İkinci yaşımızı Kartepe de kızak kayarak kutlama planlarımız vardı ama lodostan karlar eriyip, pistler kapanınca bir gece önceden babaanne dede ve halayla beraber evde kutlayıp, 7 mart pazar günümüzü Aziz Nesin Çiftliğinde geçirdik. Hava oldukça serin. Doğayla iç içeyiz.
Sabah kahvaltısını çamurla karışık çimlerin arasında oynayarak yaptık. Çiftliğin organik ürünlerinden oluşan bir kahvaltı. Taze süt, yumurta, peynir, bal, domates.

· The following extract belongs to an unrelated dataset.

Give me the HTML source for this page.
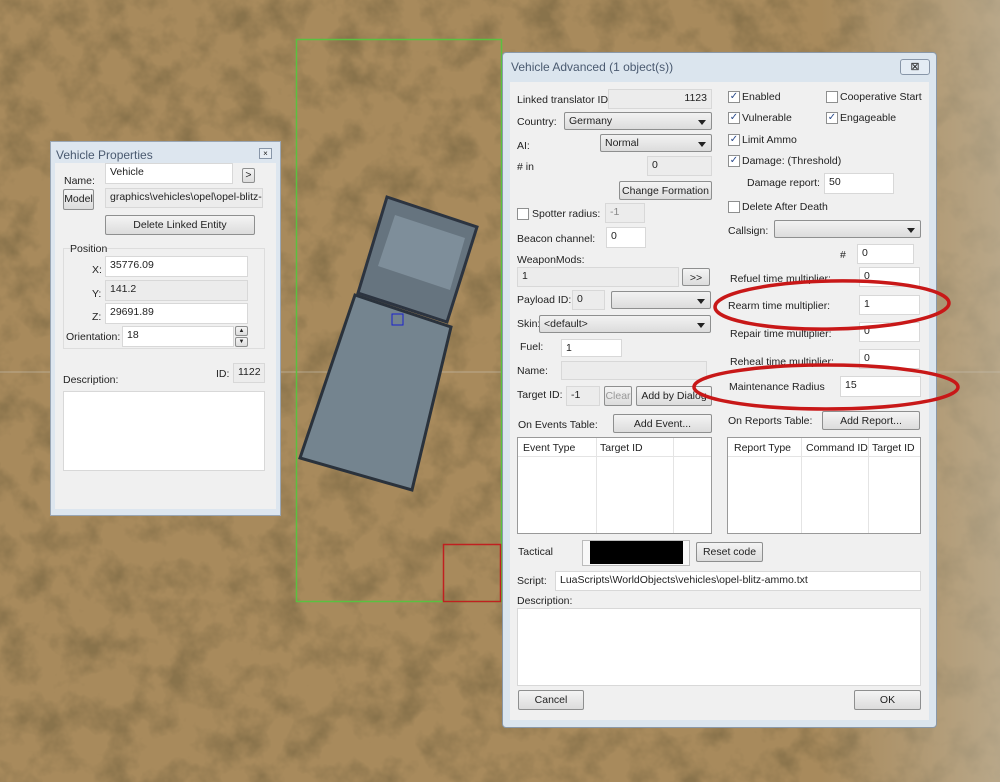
<!DOCTYPE html>
<html><head><meta charset="utf-8"><style>
*{box-sizing:border-box;margin:0;padding:0}
body{width:1000px;height:782px;overflow:hidden;position:relative;font-family:"Liberation Sans",sans-serif;font-size:10.5px;color:#222;
background:#a88a5c}
.a{position:absolute}
.w{position:absolute;background:#f0f0f0}
.in{position:absolute;background:#fff;border:1px solid #d8d8d8;padding:2px 4px;font-size:10.5px;white-space:nowrap;overflow:hidden}
.ro{background:#ececec}
.btn{position:absolute;background:linear-gradient(#f4f4f4,#dcdcdc);border:1px solid #8e8f8f;border-radius:2px;text-align:center;font-size:10.5px;line-height:18px;white-space:nowrap;overflow:hidden}
.sel{position:absolute;background:linear-gradient(#f2f2f2,#dcdcdc);border:1px solid #8e8f8f;border-radius:2px;padding:2px 4px;font-size:10.5px}
.sel:after{content:"";position:absolute;right:5px;top:7px;border:4px solid transparent;border-top:5px solid #222}
.cb{position:absolute;width:12px;height:12px;border:1px solid #8e8f8f;background:#fff;font-size:10px;line-height:10px;text-align:center;color:#2a4a8a}
.t{position:absolute;font-size:10.5px;white-space:nowrap}
.tbl{position:absolute;background:#fff;border:1px solid #999}
</style></head><body>
<svg class="a" style="left:0;top:0" width="1000" height="782">
<defs><filter id="n" x="0" y="0" width="100%" height="100%"><feTurbulence type="fractalNoise" baseFrequency="0.03" numOctaves="4" seed="7"/><feColorMatrix values="0 0 0 0 0.25 0 0 0 0 0.17 0 0 0 0 0.07 2.5 0 0 0 -1.05"/></filter>
<linearGradient id="g" x1="0" x2="1"><stop offset="0" stop-color="#bcae94" stop-opacity="0"/><stop offset="1" stop-color="#c0b49c" stop-opacity="0.7"/></linearGradient></defs>
<rect width="1000" height="782" filter="url(#n)"/>
<rect x="820" width="180" height="782" fill="url(#g)"/>
<line x1="0" y1="372" x2="1000" y2="372" stroke="#c8c0b0" stroke-width="1" opacity="0.6"/>
<rect x="296.5" y="39.5" width="205" height="562" fill="none" stroke="#5bc040" stroke-width="1.5"/>
<rect x="443.5" y="544.5" width="57" height="57" fill="none" stroke="#c02020" stroke-width="1.5"/>
<polygon points="387,197 477,227 447,322 358,293" fill="#66747f" stroke="#2c3440" stroke-width="3"/>
<polygon points="395,215 465,238 450,290 378,266" fill="#7e8e9a"/>
<polygon points="355,295 451,327 412,490 300,458" fill="#74848f" stroke="#2a323c" stroke-width="3"/>
<rect x="392" y="314" width="11" height="11" fill="none" stroke="#1a22cc" stroke-width="1"/>
</svg>

<!-- Left panel -->
<div class="w" style="left:50px;top:141px;width:231px;height:375px;background:#dde6ef;border:1px solid #9aa6b4"></div>
<div class="t" style="left:56px;top:148px;font-size:12px;color:#4a5a70">Vehicle Properties</div>
<div class="a" style="left:259px;top:148px;width:13px;height:11px;border:1px solid #8896a8;background:#e8eef4;font-size:8px;text-align:center;line-height:9px">×</div>
<div class="w" style="left:55px;top:163px;width:221px;height:346px"></div>
<div class="t" style="left:64px;top:175px">Name:</div>
<div class="in" style="left:105px;top:163px;width:128px;height:21px">Vehicle</div>
<div class="btn" style="left:242px;top:168px;width:13px;height:15px;line-height:13px">&gt;</div>
<div class="btn" style="left:63px;top:189px;width:31px;height:21px">Model</div>
<div class="in ro" style="left:105px;top:188px;width:158px;height:20px">graphics\vehicles\opel\opel-blitz-a</div>
<div class="btn" style="left:105px;top:215px;width:150px;height:20px">Delete Linked Entity</div>
<div class="a" style="left:63px;top:248px;width:202px;height:101px;border:1px solid #ddd"></div>
<div class="t" style="left:70px;top:243px;background:#f0f0f0">Position</div>
<div class="t" style="left:92px;top:264px">X:</div><div class="in" style="left:105px;top:256px;width:143px;height:21px">35776.09</div>
<div class="t" style="left:92px;top:288px">Y:</div><div class="in ro" style="left:105px;top:280px;width:143px;height:21px">141.2</div>
<div class="t" style="left:92px;top:311px">Z:</div><div class="in" style="left:105px;top:303px;width:143px;height:21px">29691.89</div>
<div class="t" style="left:66px;top:331px">Orientation:</div><div class="in" style="left:122px;top:326px;width:112px;height:21px">18</div>
<div class="btn" style="left:235px;top:326px;width:13px;height:10px;font-size:6px;line-height:8px">▲</div>
<div class="btn" style="left:235px;top:337px;width:13px;height:10px;font-size:6px;line-height:8px">▼</div>
<div class="t" style="left:63px;top:374px">Description:</div>
<div class="t" style="left:216px;top:368px">ID:</div>
<div class="in ro" style="left:233px;top:363px;width:32px;height:20px">1122</div>
<div class="in" style="left:63px;top:391px;width:202px;height:80px"></div>

<!-- Main dialog -->
<div class="w" style="left:502px;top:52px;width:435px;height:676px;background:#dbe5ee;border:1px solid #8a98a8;border-radius:4px"></div>
<div class="t" style="left:511px;top:60px;font-size:12px;color:#4a5a70">Vehicle Advanced (1 object(s))</div>
<div class="a" style="left:900px;top:59px;width:30px;height:16px;border:1px solid #8896a8;border-radius:3px;background:#e4ecf4;text-align:center;font-size:11px;line-height:14px">⊠</div>
<div class="w" style="left:510px;top:82px;width:419px;height:638px"></div>

<div class="t" style="left:517px;top:94px">Linked translator ID:</div>
<div class="in ro" style="left:608px;top:89px;width:104px;height:20px;text-align:right">1123</div>
<div class="t" style="left:517px;top:116px">Country:</div>
<div class="sel" style="left:564px;top:112px;width:148px;height:18px">Germany</div>
<div class="t" style="left:517px;top:140px">AI:</div>
<div class="sel" style="left:600px;top:134px;width:112px;height:18px">Normal</div>
<div class="t" style="left:517px;top:161px"># in</div>
<div class="in ro" style="left:647px;top:156px;width:65px;height:20px">0</div>
<div class="btn" style="left:619px;top:181px;width:93px;height:19px">Change Formation</div>
<div class="cb" style="left:517px;top:208px"></div><div class="t" style="left:532px;top:208px">Spotter radius:</div>
<div class="in ro" style="left:605px;top:203px;width:40px;height:20px;color:#888">-1</div>
<div class="t" style="left:517px;top:233px">Beacon channel:</div>
<div class="in" style="left:606px;top:227px;width:40px;height:21px">0</div>
<div class="t" style="left:517px;top:254px">WeaponMods:</div>
<div class="in ro" style="left:517px;top:267px;width:162px;height:20px">1</div>
<div class="btn" style="left:682px;top:268px;width:28px;height:18px">&gt;&gt;</div>
<div class="t" style="left:517px;top:294px">Payload ID:</div>
<div class="in ro" style="left:572px;top:290px;width:33px;height:20px">0</div>
<div class="sel" style="left:611px;top:291px;width:100px;height:18px"></div>
<div class="t" style="left:517px;top:318px">Skin:</div>
<div class="sel" style="left:539px;top:315px;width:172px;height:18px">&lt;default&gt;</div>
<div class="t" style="left:520px;top:341px">Fuel:</div>
<div class="in" style="left:561px;top:339px;width:61px;height:18px">1</div>
<div class="t" style="left:517px;top:365px">Name:</div>
<div class="in ro" style="left:561px;top:361px;width:146px;height:19px"></div>
<div class="t" style="left:517px;top:389px">Target ID:</div>
<div class="in ro" style="left:566px;top:386px;width:34px;height:20px">-1</div>
<div class="btn" style="left:604px;top:386px;width:28px;height:20px;color:#999">Clear</div>
<div class="btn" style="left:636px;top:386px;width:76px;height:20px">Add by Dialog</div>
<div class="t" style="left:518px;top:419px">On Events Table:</div>
<div class="btn" style="left:613px;top:414px;width:99px;height:19px">Add Event...</div>
<div class="tbl" style="left:517px;top:437px;width:195px;height:97px">
<div class="a" style="left:0;top:0;width:193px;height:19px;border-bottom:1px solid #e4e4e4"></div>
<div class="t" style="left:5px;top:4px">Event Type</div><div class="t" style="left:82px;top:4px">Target ID</div>
<div class="a" style="left:78px;top:0;width:1px;height:95px;background:#e4e4e4"></div>
<div class="a" style="left:155px;top:0;width:1px;height:95px;background:#e4e4e4"></div>
</div>
<div class="t" style="left:728px;top:415px">On Reports Table:</div>
<div class="btn" style="left:822px;top:411px;width:98px;height:19px">Add Report...</div>
<div class="tbl" style="left:727px;top:437px;width:194px;height:97px">
<div class="a" style="left:0;top:0;width:192px;height:19px;border-bottom:1px solid #e4e4e4"></div>
<div class="t" style="left:6px;top:4px">Report Type</div><div class="t" style="left:78px;top:4px">Command ID</div><div class="t" style="left:144px;top:4px">Target ID</div>
<div class="a" style="left:73px;top:0;width:1px;height:95px;background:#e4e4e4"></div>
<div class="a" style="left:140px;top:0;width:1px;height:95px;background:#e4e4e4"></div>
</div>
<div class="t" style="left:518px;top:546px">Tactical</div>
<div class="a" style="left:582px;top:540px;width:108px;height:26px;border:1px solid #bbb;background:#f8f8f8"></div>
<div class="a" style="left:590px;top:541px;width:93px;height:23px;background:#000"></div>
<div class="btn" style="left:696px;top:542px;width:67px;height:20px">Reset code</div>
<div class="t" style="left:517px;top:575px">Script:</div>
<div class="in" style="left:555px;top:571px;width:366px;height:20px">LuaScripts\WorldObjects\vehicles\opel-blitz-ammo.txt</div>
<div class="t" style="left:517px;top:595px">Description:</div>
<div class="in" style="left:517px;top:608px;width:404px;height:78px"></div>
<div class="btn" style="left:518px;top:690px;width:66px;height:20px">Cancel</div>
<div class="btn" style="left:854px;top:690px;width:67px;height:20px">OK</div>

<div class="cb" style="left:728px;top:91px">✓</div><div class="t" style="left:742px;top:91px">Enabled</div>
<div class="cb" style="left:826px;top:91px"></div><div class="t" style="left:840px;top:91px">Cooperative Start</div>
<div class="cb" style="left:728px;top:112px">✓</div><div class="t" style="left:742px;top:112px">Vulnerable</div>
<div class="cb" style="left:826px;top:112px">✓</div><div class="t" style="left:840px;top:112px">Engageable</div>
<div class="cb" style="left:728px;top:134px">✓</div><div class="t" style="left:742px;top:134px">Limit Ammo</div>
<div class="cb" style="left:728px;top:155px">✓</div><div class="t" style="left:742px;top:155px">Damage: (Threshold)</div>
<div class="t" style="left:747px;top:177px">Damage report:</div>
<div class="in" style="left:824px;top:173px;width:70px;height:21px">50</div>
<div class="cb" style="left:728px;top:201px"></div><div class="t" style="left:742px;top:201px">Delete After Death</div>
<div class="t" style="left:728px;top:225px">Callsign:</div>
<div class="sel" style="left:774px;top:220px;width:147px;height:18px"></div>
<div class="t" style="left:840px;top:249px">#</div>
<div class="in" style="left:857px;top:244px;width:57px;height:20px">0</div>
<div class="t" style="left:730px;top:273px">Refuel time multiplier:</div>
<div class="in" style="left:859px;top:267px;width:61px;height:20px">0</div>
<div class="t" style="left:728px;top:300px">Rearm time multiplier:</div>
<div class="in" style="left:859px;top:295px;width:61px;height:20px">1</div>
<div class="t" style="left:730px;top:328px">Repair time multiplier:</div>
<div class="in" style="left:859px;top:322px;width:61px;height:20px">0</div>
<div class="t" style="left:730px;top:356px">Reheal time multiplier:</div>
<div class="in" style="left:859px;top:349px;width:61px;height:20px">0</div>
<div class="t" style="left:729px;top:381px">Maintenance Radius</div>
<div class="in" style="left:840px;top:376px;width:81px;height:21px">15</div>

<svg class="a" style="left:0;top:0" width="1000" height="782">
<ellipse cx="832" cy="305" rx="117" ry="24" fill="none" stroke="#c81818" stroke-width="3.5" transform="rotate(-1 832 305)"/>
<ellipse cx="826" cy="387" rx="132" ry="22" fill="none" stroke="#c81818" stroke-width="3.5"/>
</svg>
</body></html>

Kahvaltıdan sonra ağaçlar dikildi. Vakfa destek olmak adına. Çiftlik hayvanlarını gördük. İnekler elimizi yaladı. Memelerine baktık yakından. Uyumadan önce içtiğimiz sütün kaynağı burada. Sonra koyunların ve daha sonra tavukların olduğu bölümü dolaştık. Benim kuzucuklarımda kuzulara karıştı. Tavukların samanların arasındaki yumurtalarına baktık.
Taşla, çamurla, suyla , köpeklerle oynadık. Günün en favori oyuncağı bisiklet tekerlekleri ve küçük kulube oldu. Sanki onların boyuna göre. Kulubenin içinde uzun süre oynadılar. Açık havada ve hareketli olunca, çabucak gelen öğlen uykusu arabada. Anneyle babayada üniversite yıllarımızı hatırlatan, içimizi ısıtan şarkılarla müzik dinletisi. Ardından Vakıf binasını ziyaret edip, müze olan bölümü gezdik ve birkaç kitap aldık. Girişte bir piyano. Üstü örtüyle kapalı, dokunmayın yazıyor. Sorduk neden böyle. Selde çamurların içinde kalmış. Artık kullanılmayacakmış. Üst katta orada kalan yavruların tiyatro çalışması vardı. Biri piyano çalıyordu. Çook duygulandım yavruları görünce. Kimbilir ne başarılı adamlar çıkacak içlerinden. 23 Nisanda görüşmek üzere ayrıldık aralarından .
Dönüşte büyük dayı ve büyük teyzeyle yeniden pasta kestik. Mumları tekrar tekrar yakıp üfledik. Ve hayatımıza giren iki yeni kelime. İyiki doğdun. İyiki doğdun.